The MIT Center for Environmental Health Sciences has awarded grants for seven pilot projects to MIT faculty and scientists.

The center allocates a significant portion of its funding to pilot projects to achieve the following: provide initial support for investigators to establish new lines of research in environmental health; allow exploration of innovative new directions representing a significant departure from ongoing research for established investigators in environmental health sciences; and stimulate investigators from other fields to apply their expertise to environmental health research.

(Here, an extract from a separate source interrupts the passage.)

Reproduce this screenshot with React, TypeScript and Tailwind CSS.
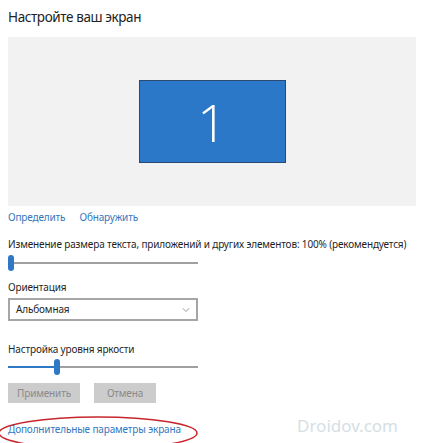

The award recipients and their projects are:

  • Jeffrey Coderre, associate professor of nuclear science and engineering, to study the role of vascular endothelial cell damage in tissue response to low-dose radiation
  • John Essigmann, professor in the Division of Biological Engineering, to study transcriptional networks affected by agents that suppress toxicity and carcinogens by aflatoxin B1
  • Roman Stocker, assistant professor of civil and environmental engineering, for microfluidic investigation of motility of environmental pathogens
  • Steven Tannenbaum, professor in the Division of Biological Engineering, to develop a strategy for interrogating the metabolic state of hepatocyte cultures
  • Kathleen Vandiver, director of community outreach and education programs at the Center for Environmental Health Sciences, and Beryl Rosenthal, director of exhibitions and public programs at the MIT Museum, for an exhibit called "The Cell is a Molecular Machine"
  • Michael Yaffe, associate professor in the Division of Biological Engineering, to study a high-throughput automated microscopy-based RNAi screen for modifiers of the DNA damage response
  • Jacquelyn Yanch, professor of nuclear science and engineering, for the design and construction of a long-term, low-dose-rate mammalian cell irradiator

The projects will be funded for one year, until June 30, 2007.